MinYS: Mine Your Symbiont by targeted genome assembly in symbiotic communities Guyomar C, Delage W, Legeai F, Mougel C, Simon JC, Lemaitre C BioRxiv 2019, doi:10.1101/2019.12.13.875021
Note: the scripts are intended to be run on the GenOuest computing cluster, they can easily be adapted to other HPC systems.
Cloning this repository will generate a suitable directory structure :
./data
contains reference genomes, and paths to the datasets on the GenOuest cluster. (see data/README.md)./scripts
contrains the scripts to run the analyses. Some editing may be required to adapt to your environment.- By default, results will be stored in
./results
. Note that this folder already contains the results shown in the paper, in case one wants only to reproduce the figures or tables ithout running all the experiments (see results/README.md).
When not used on the GenOuest cluster, pea aphid sequencing data must be downloaded from SRA and fof files have to be updated with the resulting file paths. All SRA identifiers are given in the file data/sra_identifiers.tsv.
-
MinYS :
conda install -c bioconda minys=1.1
-
Megahit :
conda install -c bioconda megahit=1.1.2
-
Metacompass : Metacompass is not available as a conda environment. Please follow the documentation. The experiments described in the paper were performed using the development version at commit
3d187c64324034b7d579e6b6cfe1b366ad94e7a6
(9/04/2019) -
Quast (assembly evaluation) :
conda install -c bioconda conda=5.0.2
These scripts will submit targetted assembly jobs for: each sample ./results/
folder.
All the MinYS jobs can be run by executing:
./scripts/MinYS/submit_all_minys.sh
The script will:
- read files of files in
data/files_of_files/
, - evaluate whether it is a pool or individual sequencing,
- and submit 4 MinYS jobs (for the 4 reference genomes).

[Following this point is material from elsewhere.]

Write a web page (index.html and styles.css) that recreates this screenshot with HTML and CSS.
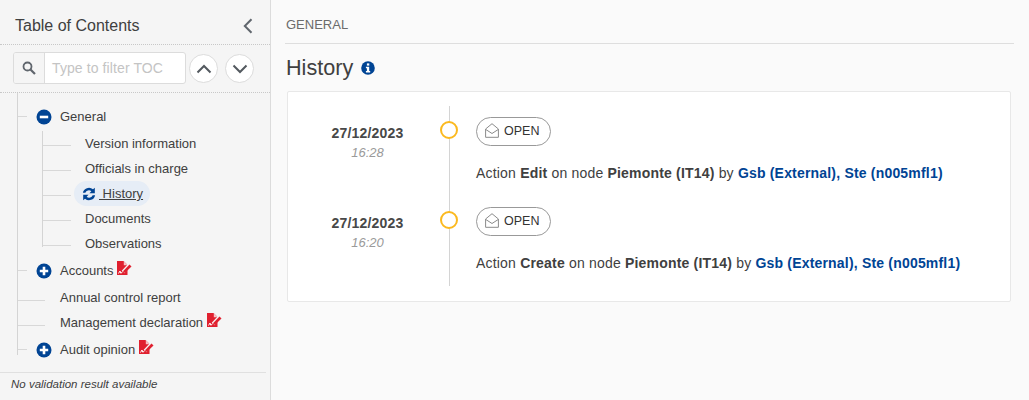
FILE: index.html
```
<!DOCTYPE html>
<html lang="en">
<head>
<meta charset="utf-8">
<title>History</title>
<link rel="stylesheet" href="styles.css">
</head>
<body>
<svg class="defs" width="0" height="0" aria-hidden="true">
  <defs>
    <symbol id="sig" viewBox="0 0 15 15">
      <path d="M0 0H6.500L10.500 4V14H0Z" fill="#e0202f"/>
      <path d="M6.800 0.300L10.700 4.200H6.800Z" fill="#f7c3c6"/>
      <path d="M6 11L12.500 4" stroke="#f5f5f5" stroke-width="3.400"/>
      <path d="M5.800 12L6.500 9.800L12.500 3.500L14.500 5.400L8.300 11.500Z" fill="#e0202f"/>
      <path d="M1.500 12.500L3 10L3.800 12.200L5.500 11" fill="none" stroke="#fff" stroke-width="1"/>
    </symbol>
    <symbol id="env" viewBox="0 0 14 15">
      <path d="M0.600 6L7 0.700L13.400 6V14.300H0.600Z" fill="none" stroke="#8a8a8a" stroke-width="1"/>
      <path d="M0.800 6.500L7 10.500L13.200 6.500" fill="none" stroke="#8a8a8a" stroke-width="1"/>
    </symbol>
    <symbol id="plus" viewBox="0 0 16 16">
      <circle cx="8" cy="8" r="7.500" fill="#004494"/>
      <path d="M8 3.800V12.200M3.800 8H12.200" stroke="#fff" stroke-width="2.600"/>
    </symbol>
  </defs>
</svg>
<div class="app">
  <aside class="sidebar">
    <header class="toc-head">
      <h2 class="toc-title">Table of Contents</h2>
      <svg class="collapse" width="10" height="16" viewBox="0 0 10 16"><path d="M8.500 1.200L1.800 8L8.500 14.800" fill="none" stroke="#60666d" stroke-width="2"/></svg>
    </header>
    <div class="toc-search">
      <div class="search-box">
        <span class="search-addon">
          <svg width="14" height="14" viewBox="0 0 14 14"><circle cx="5.500" cy="5.500" r="4" fill="none" stroke="#60666d" stroke-width="1.800"/><path d="M8.500 8.500L13 13" stroke="#60666d" stroke-width="2.200"/></svg>
        </span>
        <span class="search-input">Type to filter TOC</span>
      </div>
      <button class="round-btn" aria-label="Previous"><svg width="16" height="10" viewBox="0 0 16 10"><path d="M1.500 8.500L8 2L14.500 8.500" fill="none" stroke="#53595f" stroke-width="2"/></svg></button>
      <button class="round-btn" aria-label="Next"><svg width="16" height="10" viewBox="0 0 16 10"><path d="M1.500 1.500L8 8L14.500 1.500" fill="none" stroke="#53595f" stroke-width="2"/></svg></button>
    </div>
    <nav class="tree">
      <div class="row top branch">
        <svg class="toggle" width="16" height="16" viewBox="0 0 16 16"><circle cx="8" cy="8" r="7.500" fill="#004494"/><path d="M3.800 8H12.200" stroke="#fff" stroke-width="2.600"/></svg>
        <span>General</span>
      </div>
      <div class="children">
        <div class="row child"><span>Version information</span></div>
        <div class="row child"><span>Officials in charge</span></div>
        <div class="row child current">
          <a class="current-pill" href="#">
            <svg width="14" height="14" viewBox="0 0 13 13"><path d="M0.800 5.400A5.700 5.700 0 0 1 10.200 2.200L11.900 0.600V5.700H6.900L8.700 3.900A3.500 3.500 0 0 0 3.100 5.400Z" fill="#004494"/><path d="M12.200 7.600A5.700 5.700 0 0 1 2.800 10.800L1.100 12.400V7.300H6.100L4.300 9.100A3.500 3.500 0 0 0 9.900 7.600Z" fill="#004494"/></svg><span class="current-link">&nbsp;History</span>
          </a>
        </div>
        <div class="row child"><span>Documents</span></div>
        <div class="row child"><span>Observations</span></div>
      </div>
      <div class="row top branch">
        <svg class="toggle" width="16" height="16"><use href="#plus"/></svg>
        <span>Accounts</span>
        <svg class="sig" width="15" height="15"><use href="#sig"/></svg>
      </div>
      <div class="row top leaf"><span>Annual control report</span></div>
      <div class="row top leaf"><span>Management declaration</span><svg class="sig" width="15" height="15"><use href="#sig"/></svg></div>
      <div class="row top branch last">
        <svg class="toggle" width="16" height="16"><use href="#plus"/></svg>
        <span>Audit opinion</span>
        <svg class="sig" width="15" height="15"><use href="#sig"/></svg>
      </div>
    </nav>
    <footer class="validation">No validation result available</footer>
  </aside>
  <main class="main">
    <div class="section-label">GENERAL</div>
    <h1 class="page-title">History
      <svg width="14" height="14" viewBox="0 0 14 14"><circle cx="7" cy="7" r="6.800" fill="#004494"/><rect x="5.900" y="2.400" width="2.400" height="2.200" fill="#fff"/><path d="M4.900 5.800H8.200V10H9.200V11.500H4.900V10H5.900V7.300H4.900Z" fill="#fff"/></svg>
    </h1>
    <section class="card">
      <article class="entry">
        <div class="when">
          <div class="date">27/12/2023</div>
          <div class="time">16:28</div>
        </div>
        <div class="rail"><span class="dot"></span></div>
        <div class="what">
          <span class="status"><svg width="14" height="15"><use href="#env"/></svg>OPEN</span>
          <p class="desc">Action <b>Edit</b> on node <b>Piemonte (IT14)</b> by <a class="user" href="#">Gsb (External), Ste (n005mfl1)</a></p>
        </div>
      </article>
      <article class="entry">
        <div class="when">
          <div class="date">27/12/2023</div>
          <div class="time">16:20</div>
        </div>
        <div class="rail"><span class="dot"></span></div>
        <div class="what">
          <span class="status"><svg width="14" height="15"><use href="#env"/></svg>OPEN</span>
          <p class="desc">Action <b>Create</b> on node <b>Piemonte (IT14)</b> by <a class="user" href="#">Gsb (External), Ste (n005mfl1)</a></p>
        </div>
      </article>
    </section>
  </main>
</div>
</body>
</html>
```
FILE: styles.css
```
* { box-sizing: border-box; }
html, body { margin: 0; height: 100%; overflow: hidden; }
body { font-family: "Liberation Sans", Arial, sans-serif; font-size: 13px; color: #404040; background: #fafafa; }
.defs { position: absolute; }
.app { display: flex; height: 400px; }

.sidebar { width: 271px; flex: none; height: 400px; background: #f5f5f5; border-right: 1px solid #dcdcdc; display: flex; flex-direction: column; }
.toc-head { height: 45px; display: flex; align-items: center; justify-content: space-between; padding: 13px 17px 6px 15px; border-bottom: 1px dotted #c8c8c8; }
.toc-title { margin: 0; font-size: 16px; font-weight: 400; color: #404040; }
.toc-search { height: 48px; display: flex; align-items: flex-start; padding: 7px 0 0 13px; border-bottom: 1px dotted #c8c8c8; }
.search-box { width: 173px; height: 32px; display: flex; border: 1px solid #dcdcdc; border-radius: 3px; background: #fff; overflow: hidden; }
.search-addon { width: 31px; flex: none; display: flex; align-items: center; justify-content: center; background: #f5f5f5; border-right: 1px solid #dcdcdc; }
.search-input { padding-left: 7px; font-size: 14px; letter-spacing: 0.1px; line-height: 30px; color: #c4c4c4; white-space: nowrap; }
.round-btn { width: 29px; height: 29px; padding: 0; margin: 2px 0 0 3px; display: flex; align-items: center; justify-content: center; border: 1px solid #dcdcdc; border-radius: 50%; background: #fff; }
.round-btn + .round-btn { margin-left: 7px; }

.tree { position: relative; padding-top: 10px; flex: 1; }
.tree::before { content: ""; position: absolute; left: 17px; top: 0; height: 262px; width: 1px; background: #d4d4d4; }
.row { position: relative; display: flex; align-items: center; height: 25px; white-space: nowrap; }
.top { padding-left: 60px; }
.branch { height: 27px; padding-left: 36px; }
.toggle { margin-right: 8px; flex: none; }
.sig { margin: -4px 0 0 4px; flex: none; }
.branch::before, .leaf::before, .child::before { content: ""; position: absolute; height: 1px; background: #d8d8d8; }
.branch::before { left: 18px; width: 9px; top: 13px; }
.branch + .leaf { margin-top: 1px; }
.leaf + .branch { margin-top: 1px; }
.leaf::before { left: 18px; width: 27px; top: 15px; }
.children { position: relative; margin: 1px 0; }
.children::before { content: ""; position: absolute; left: 42px; top: 0; height: 116px; width: 1px; background: #d4d4d4; }
.child { padding-left: 85px; }
.child::before { left: 43px; width: 28px; top: 14px; }
.current-pill { display: flex; align-items: center; margin-left: -11px; height: 25px; padding: 0 7px 0 8px; border-radius: 13px; background: #e6edf6; color: #404040; text-decoration: none; }
.current-link { margin-left: 3px; text-decoration: underline; }

.validation { margin: 0 4px 0 0; height: 28px; padding: 5px 0 0 11px; border-top: 1px solid #e0e0e0; font-size: 11.5px; font-style: italic; color: #404040; }

.main { flex: 1; min-width: 0; padding: 0 15px 0 14px; }
.section-label { height: 44px; padding: 17px 0 0 1px; font-size: 13px; line-height: 15px; color: #6b6b6b; border-bottom: 1px solid #dedede; }
.page-title { margin: 11px 0 11px 1px; font-size: 21.6px; line-height: 25px; height: 25px; font-weight: 400; color: #404040; display: flex; align-items: center; gap: 8px; }
.page-title svg { margin-top: 1px; }
.card { margin: 0 3px 0 2px; height: 211px; padding: 14px 0 14px; background: #fff; border: 1px solid #e8e8e8; border-radius: 2px; }
.entry { display: flex; height: 90px; }
.when { width: 161px; flex: none; padding: 19px 2px 0 0; text-align: center; }
.date { font-size: 14px; line-height: 16px; font-weight: 700; color: #484848; letter-spacing: 0.2px; }
.time { margin-top: 4px; font-size: 13px; line-height: 15px; font-style: italic; color: #9a9a9a; }
.rail { position: relative; width: 1px; flex: none; background: #d4d4d4; }
.dot { position: absolute; left: -9px; top: 15px; width: 18px; height: 18px; border: 2.5px solid #fbb91f; border-radius: 50%; background: #fff; }
.what { padding: 11px 0 0 26px; white-space: nowrap; }
.status { display: inline-flex; align-items: center; gap: 5px; height: 29px; padding: 0 11px 2px 8px; border: 1px solid #999; border-radius: 15px; font-size: 12.5px; color: #333; }
.desc { margin: 20px 0 0; font-size: 14px; letter-spacing: 0.19px; line-height: 15px; color: #404040; }
.user { color: #004494; font-weight: 700; text-decoration: none; }
```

For comparison with other approaches, the output of MinYS was further analyzed. This notably includes the enumeration and comparison of genomic paths extracted from the output gfa file, as described in the paper.
./scripts/MinYS/post_analysis.sh
# run Metacompass
./scripts/Metacompass/submit_all_metacompass.sh
# contig filtering with blast using the different reference genomes.
./scripts/Metacompass/blast_metacompass_contigs.sh
# run Megahit
./scripts/Megahit/submit_all_megahit.sh
# contig filtering with blast using the different reference genomes.
./scripts/Megahit/blast_megahit_all.sh
To evaluate all obtained targetted assemblies, the first step is to run quast on all assembly runs:
./scripts/run_quast.sh
Tables and Figure 2 of the paper can be reproduced using R, as described in tables_and_figures.Rmd
In the paper, we demonstrated the ability of MinYS to recover structural variants coexisting in a metagenomic sample. To do so a synthetic dataset was produced in which simulated reads from a rearranged B. aphidicola genome were added to a real pea aphid re-sequencing sample, simulating the coexistence in a metagenomic dataset of two strains with structural variations (here 20 deletions with size between 300 bp and 20 Kb).
The whole protocol is described in scripts/strain_coexistence.md.